TOPIC: Ravensbruck
NAME: Alex Bakalich


SECTION 1: Beginnings
Ravensbruck was a concentration camp for women established May 15, 1939. It’s located north of Berlin next to Lake Schwedt. The camp itself was protected by a wall with electric barbed wire. Its first transport arrived May 18, 1939. Ravensbruck first prisoners were mostly German anti-fascists & Jehovah’s witnesses. It was divided into five departments: commandant’s office, political dept., “protective custody”, administration, and medical. Only female guards were allowed to oversee the prisoners. From 1942-1943 Ravensbruck served as a training base for female SS guards. Irma Grese was one of the women who graduated this training program.

Ravensbruck was a compound of eighteen barracks.
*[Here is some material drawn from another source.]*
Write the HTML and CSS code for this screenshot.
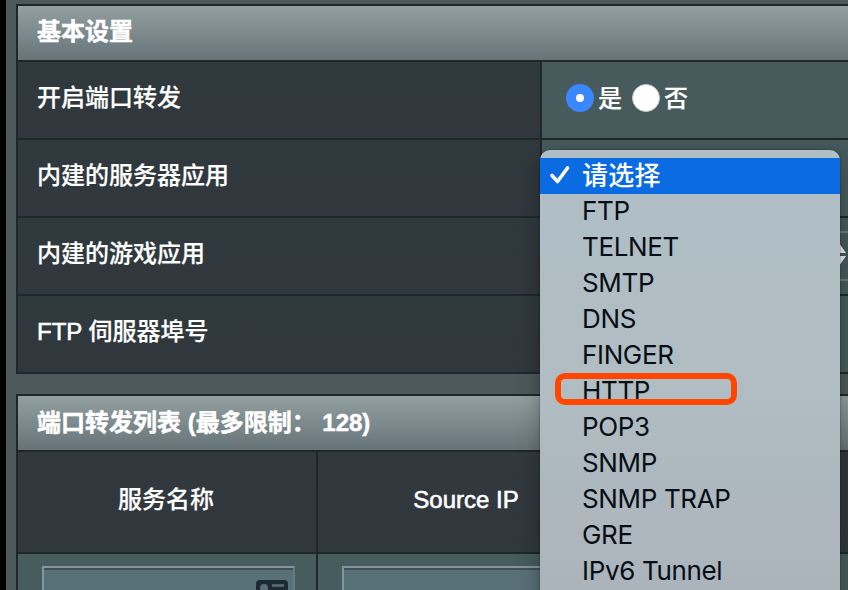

Two were prisoner hospitals, two were warehouses, one was a punishment block, and one more functioned as a prison until 1939. The rest were prisoners’ housing. Each prisoner barrack had three-tiered cots and one washroom. When Ravensbruck first opened hygiene was decent, but standards eventually deteriorated. Ravensbruck was built to house 6,000 prisoners, but it exceeded that. Eventually, there were up to 50,000 prisoners. Overcrowding became a major issue when a transport of Hungarian Jews arrived from Auschwitz in January 1945. This resulted in an increase of lice, cholera, and typhus.

The prisoners of Ravensbruck were divided into categories. Each division had a different colored triangle with a letter in the center that represented their nationality. Political prisoners wore red and Jews were yellow. However, Jews/ political prisoners either wore a red & yellow Star of David or yellow stripes on a red triangle. Jehovah’s witnesses received purple triangles. Criminals (common or Nazi law-breakers) wore green. Lesbians, prostitutes, and Gypsies all wore black triangles.


SECTION 2: Event
Slave labor was one of the biggest industrial entities at Ravensbruck. Siemens Electric Co. (now the second largest electrical company worldwide) had workers produce parts for the V-1 & V-2 rockets. Prisoners also had to weave reed carpets, build buildings, and pave roads. Furstenberg, a small town located near Ravensbruck, employed those too old and weak as their slave labor force. Those prisoners knitted and cleaned barracks & latrines under extreme exploitation.

Prisoners at Ravensbruck were punished by various means. For sabotage, they were typically kept in solitary confinement. Other punishments included beatings, mauling by SS dogs, and whippings (Heinrich Himmler’s idea). A gas chamber or as the Nazis called it, Mittwerda, was built in February of 1945. It was part of Operation 14f 13 where prisoners were killed by deadly gases. The majority killed were Hungarian. Pregnant Jews were gassed and pregnant non-Jews received abortions. Polish/ Gypsy women were used in medical experiments starting around 1942. Doctors tested different ways of healing bones & wounds, creating bacterial infections, sterilization, and simulated battlefield leg wounds.


SECTION 3: Results
After the war ended many staff members of Ravensbruck were put on trial. British courts between 1946 & 1948 found ten staff members guilty. Most of the people found guilty in the Soviet trials of 1948 were either pardoned or received a reduced sentence. Individuals were also tried and prosecuted. SS Captain Max Koegel was found guilty by an American court, but committed suicide in jail. French military courts found SS Captain Fritz Suhren & Hans Pflaum guilty in 1949. The Polish executed Maria Mandel.